» Job
Copy all the data exactly, except the pictures.

» Stored data
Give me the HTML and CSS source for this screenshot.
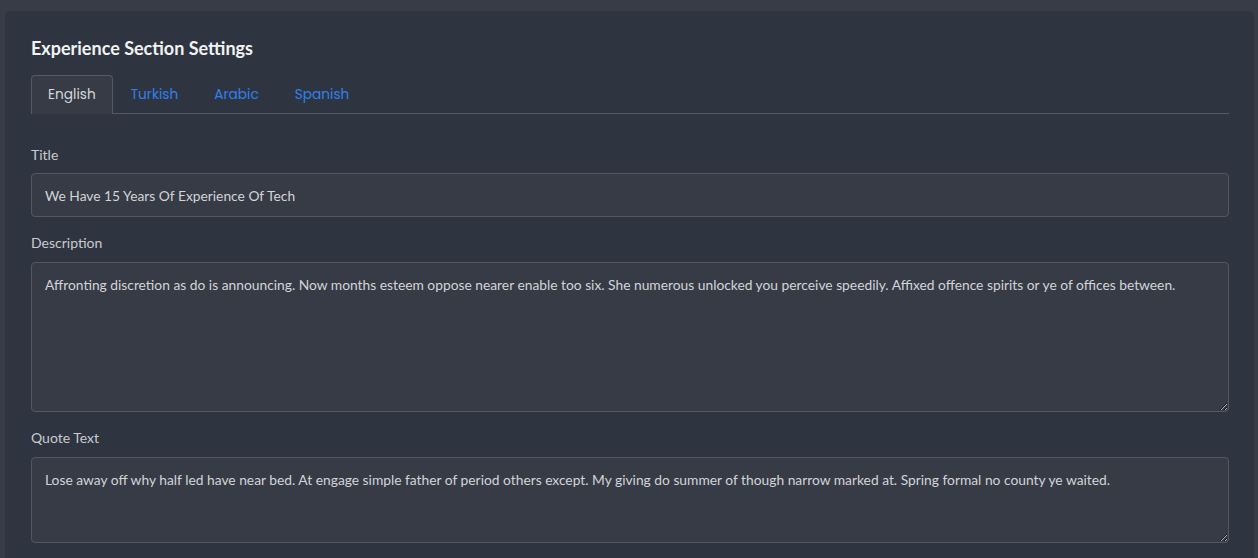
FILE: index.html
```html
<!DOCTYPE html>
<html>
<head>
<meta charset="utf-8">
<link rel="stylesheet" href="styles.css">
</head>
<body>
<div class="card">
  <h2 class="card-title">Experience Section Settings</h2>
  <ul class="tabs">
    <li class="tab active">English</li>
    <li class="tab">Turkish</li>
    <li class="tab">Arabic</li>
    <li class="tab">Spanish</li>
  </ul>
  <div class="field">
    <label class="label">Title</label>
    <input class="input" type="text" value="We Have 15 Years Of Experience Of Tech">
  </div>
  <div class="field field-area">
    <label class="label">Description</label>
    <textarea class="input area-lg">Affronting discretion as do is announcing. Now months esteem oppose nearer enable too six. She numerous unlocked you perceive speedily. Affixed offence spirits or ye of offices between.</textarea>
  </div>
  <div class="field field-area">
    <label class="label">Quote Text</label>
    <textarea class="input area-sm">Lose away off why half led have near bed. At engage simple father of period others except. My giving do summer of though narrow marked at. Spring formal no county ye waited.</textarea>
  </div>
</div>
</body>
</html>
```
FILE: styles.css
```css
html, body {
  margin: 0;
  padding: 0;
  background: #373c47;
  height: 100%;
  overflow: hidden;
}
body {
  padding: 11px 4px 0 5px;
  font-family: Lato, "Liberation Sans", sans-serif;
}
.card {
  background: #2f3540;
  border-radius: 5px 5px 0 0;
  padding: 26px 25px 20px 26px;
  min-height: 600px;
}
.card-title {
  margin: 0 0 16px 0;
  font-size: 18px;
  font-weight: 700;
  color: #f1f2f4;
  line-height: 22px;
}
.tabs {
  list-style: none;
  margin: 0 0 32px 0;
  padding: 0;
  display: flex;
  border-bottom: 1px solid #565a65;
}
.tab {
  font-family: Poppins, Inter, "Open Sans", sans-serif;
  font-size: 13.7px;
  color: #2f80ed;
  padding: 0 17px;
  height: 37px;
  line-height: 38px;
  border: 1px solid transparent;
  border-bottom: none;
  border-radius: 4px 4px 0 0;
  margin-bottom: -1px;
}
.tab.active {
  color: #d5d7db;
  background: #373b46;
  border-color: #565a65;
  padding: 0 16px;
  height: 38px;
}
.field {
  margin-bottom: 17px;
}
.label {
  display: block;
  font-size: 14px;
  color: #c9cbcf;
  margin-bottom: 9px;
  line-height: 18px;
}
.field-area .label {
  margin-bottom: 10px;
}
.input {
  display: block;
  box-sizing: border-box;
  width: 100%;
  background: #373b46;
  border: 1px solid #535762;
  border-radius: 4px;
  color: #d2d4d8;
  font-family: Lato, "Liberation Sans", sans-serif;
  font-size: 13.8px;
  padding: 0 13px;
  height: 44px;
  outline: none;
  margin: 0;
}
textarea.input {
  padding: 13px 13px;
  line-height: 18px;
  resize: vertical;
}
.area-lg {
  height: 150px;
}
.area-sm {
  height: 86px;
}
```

» Answer to this task
Give me the HTML and CSS source for this screenshot.
FILE: index.html
```html
<!DOCTYPE html>
<html>
<head>
<meta charset="utf-8">
<link rel="stylesheet" href="styles.css">
</head>
<body>
<div class="card">
  <h2 class="card-title">Experience Section Settings</h2>
  <ul class="tabs">
    <li class="tab active">English</li>
    <li class="tab">Turkish</li>
    <li class="tab">Arabic</li>
    <li class="tab">Spanish</li>
  </ul>
  <div class="field">
    <label class="label">Title</label>
    <input class="input" type="text" value="We Have 15 Years Of Experience Of Tech">
  </div>
  <div class="field field-area">
    <label class="label">Description</label>
    <textarea class="input area-lg">Affronting discretion as do is announcing. Now months esteem oppose nearer enable too six. She numerous unlocked you perceive speedily. Affixed offence spirits or ye of offices between.</textarea>
  </div>
  <div class="field field-area">
    <label class="label">Quote Text</label>
    <textarea class="input area-sm">Lose away off why half led have near bed. At engage simple father of period others except. My giving do summer of though narrow marked at. Spring formal no county ye waited.</textarea>
  </div>
</div>
</body>
</html>
```
FILE: styles.css
```css
html, body {
  margin: 0;
  padding: 0;
  background: #373c47;
  height: 100%;
  overflow: hidden;
}
body {
  padding: 11px 4px 0 5px;
  font-family: Lato, "Liberation Sans", sans-serif;
}
.card {
  background: #2f3540;
  border-radius: 5px 5px 0 0;
  padding: 26px 25px 20px 26px;
  min-height: 600px;
}
.card-title {
  margin: 0 0 16px 0;
  font-size: 18px;
  font-weight: 700;
  color: #f1f2f4;
  line-height: 22px;
}
.tabs {
  list-style: none;
  margin: 0 0 32px 0;
  padding: 0;
  display: flex;
  border-bottom: 1px solid #565a65;
}
.tab {
  font-family: Poppins, Inter, "Open Sans", sans-serif;
  font-size: 13.7px;
  color: #2f80ed;
  padding: 0 17px;
  height: 37px;
  line-height: 38px;
  border: 1px solid transparent;
  border-bottom: none;
  border-radius: 4px 4px 0 0;
  margin-bottom: -1px;
}
.tab.active {
  color: #d5d7db;
  background: #373b46;
  border-color: #565a65;
  padding: 0 16px;
  height: 38px;
}
.field {
  margin-bottom: 17px;
}
.label {
  display: block;
  font-size: 14px;
  color: #c9cbcf;
  margin-bottom: 9px;
  line-height: 18px;
}
.field-area .label {
  margin-bottom: 10px;
}
.input {
  display: block;
  box-sizing: border-box;
  width: 100%;
  background: #373b46;
  border: 1px solid #535762;
  border-radius: 4px;
  color: #d2d4d8;
  font-family: Lato, "Liberation Sans", sans-serif;
  font-size: 13.8px;
  padding: 0 13px;
  height: 44px;
  outline: none;
  margin: 0;
}
textarea.input {
  padding: 13px 13px;
  line-height: 18px;
  resize: vertical;
}
.area-lg {
  height: 150px;
}
.area-sm {
  height: 86px;
}
```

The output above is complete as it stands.